Property Owners Targeted for Unfair Taxes
by Jeff Wilder
Reprinted from Advanstar's Hotel & Motel Management Magazine
These are times of stress and tight budgets for business and government alike. Growing
responsibilities at the state and local level have forced governments to seek additional
income wherever they can. Naturally, business tax represents a likely pocket to tap, and
taxing authorities are doing their creative best to go after all available cash.
As businesspeople who own site-specific property, you are easy targets and must be on
guard against unfair taxation by governments that are desperate for income. Fight tooth
and nail against unreasonable tax bills; don't simply roll over and pay them.
I've encountered several creative methods that "City Hall" is using in order
to pick your pocket. I am sure that many of you have equally telling tales. Hopefully, by
sharing some of my war stories with you, you'll realize that you're not alone in the drive
to prevent unnecessary levies from being imposed on your assets.
My first example occurred in Pennsylvania. This commonwealth charges sales tax on
ff&e purchases or leases, as with all other products and services that are subject to
taxation. However, someone in state government got an interesting idea that attempts to
expand sales-tax-collection potential.
I am a major stockholder in a wholly owned partnership in which I am a general partner.
This commonly used structure for hotel ownership and operation combines the
partnership/individual owner concept with an operating corporation that runs the business
in order to limit the fee-owner liability arising from hotel operation - lawsuits and so
forth. The fee owners own the stock of the operating corporation and pay themselves rent.
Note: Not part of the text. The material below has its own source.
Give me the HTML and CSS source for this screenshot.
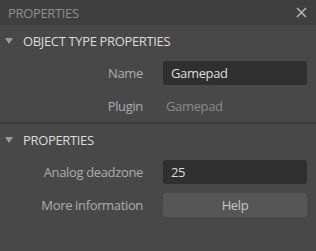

Pennsylvania recently sent me a bill for $38,000 in state sales tax on this hotel that
we manage. It claimed that the portion of rent paid by the operating corporation to its
fee owner that was attributed to the hotel's furnishings was subject to 6 percent sales
tax. The state then came up with a formula that some tax-department bureaucrat created in
order to determine what portion of the rent (that we effectively pay to ourselves) should
be taxed.
No Laughing Matter
Now, you don't have to be a tax lawyer to conclude that the state is trying to reach
into a pocket that it has no business being in. Fortunately, the lease in question has the
tenant responsible for all ff&e purchases, so our position is that no part of the rent
is attributable to ff&e and, therefore, no sales tax payment is appropriate. However,
the absurdity surrounding the issue is no laughing matter. Pennsylvania is deadly serious
about attempting to extend a legitimate tax on ff&e leases and purchases, to a
seemingly inappropriate area for taxation. I am just as serious about knocking them on
their duff.
A second example of attempted tax-gouging is in a Maryland county. There, transfer
taxes on the sale of real estate are supposed to be paid based on the sales price of the
property. Further, the assessed valuation of the property is supposed to be geared off its
market value, which, of course, is significantly affected by its sales price.
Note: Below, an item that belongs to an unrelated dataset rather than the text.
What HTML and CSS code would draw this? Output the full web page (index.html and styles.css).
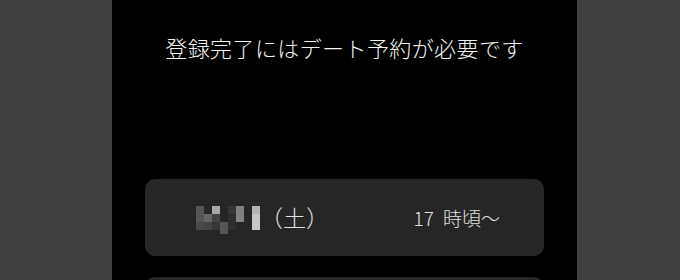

We all know how real-estate values have dropped over the last five years. Properties
are being routinely sold at prices well below earlier value levels. Well, this Maryland
county assessor's office thought that it had a better handle on real value than the silent
hand of the marketplace. It unilaterally decided that market forces were having such a
uniquely negative impact on sales prices that price could no longer be relied on to
provide an accurate measure of property market value. By logical extension, the sales
price would no longer be looked on as the key from which real-estate-transfer taxes and
assessed valuation were determined. This is such an absurd position to take that it
wouldn't warrant a serious second thought unless you understood how firm the local taxing
authority was in maintaining its position - and how costly that is for the taxpayer.
A recent office-building sale at $7 million that had $20 million of prior financing
illustrates this cost potential. A 2 percent real-estate-transfer tax would have meant
that the county received $140,000. Yet the county assessor, based on some creative
formula, came up with the notion of a true value in the $14 million range. It then
attempted to enforce a transfer tax of $280,000. Of course, this approach also would have
an ongoing impact on yearly real-estate tax bills. The county's valuation policy ached to
be challenged, and it was. The county assessor was forced to accept the sale price as the
primary determinant of value for tax purposes.
The examples that I've cited here are typical of what is happening elsewhere.
Governments facing ever-expanding demands for cash are searching for increased revenues
under every rock. Creative avenues of taxation are more a function of the desperate need
for cash than an attempt to be inherently unfair to the taxpayer. Yet when unfairness in
taxation is the practical result, then you must fight, fight, fight. Don't simply give in.